The company hasn’t filed for bankruptcy as of the end of last week, and it’s unclear if there’s any remaining possibility that additional financing could be raised.
When employees were informed of the layoffs in mid-May, several said the efforts to prepare the Nevada plant for another restart were nearly complete. It’s unclear what will happen to that project, or to the company’s planned trash-to-fuels plant in the UK, dubbed NorthPoint, for which Fulcrum received a $20 million grant last year from the UK Department of Transport.

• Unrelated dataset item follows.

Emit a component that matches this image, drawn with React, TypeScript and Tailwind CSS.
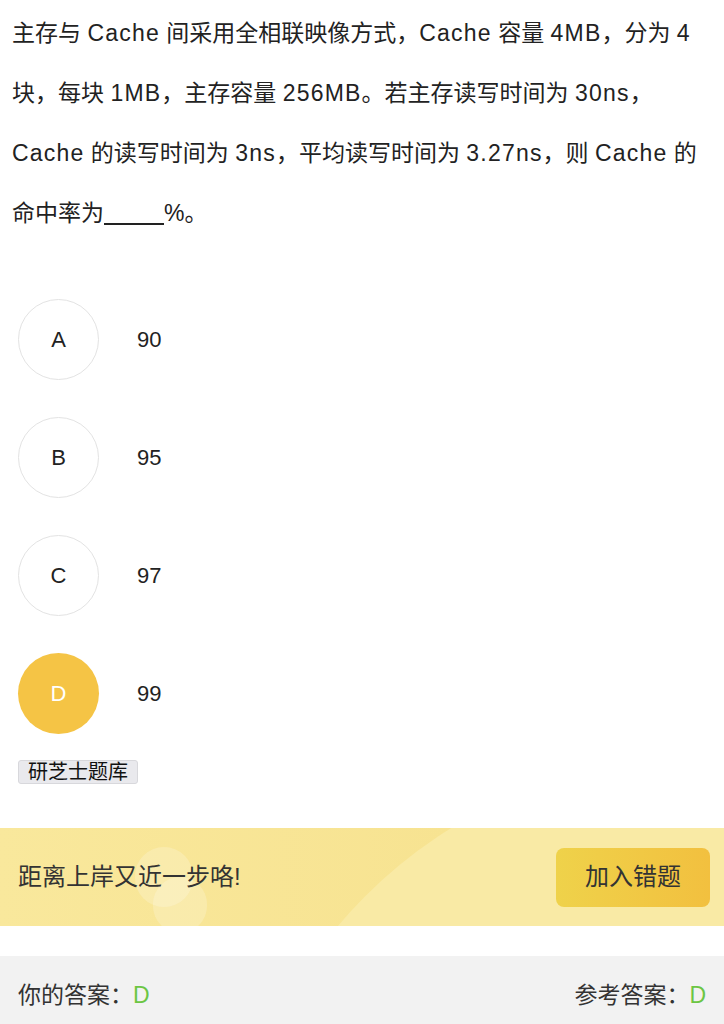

All of this spells trouble for the airline industry’s climate goals. Most carriers have vowed to use 10% sustainable aviation fuel (or SAF) by 2030. But these cleaner fuels are in such short supply, meeting that target would require a 122-fold increase in SAF supply in the US. Fulcrum’s Nevada plant was supposed to produce 11 million gallons of fuel per year, while its other plants were slated to be about three times larger.
When asked in an interview earlier this year about the implications of Fulcrum potentially not succeeding, Susan van Dyk, a biofuels consultant and researcher at the University of British Columbia, said that it’s particularly important for the first company in a new technology area to have at least some success.
“You want to see the first plant of its kind succeeding,” she said. “Otherwise, it makes you pessimistic about the technology developing. That would be very disappointing.”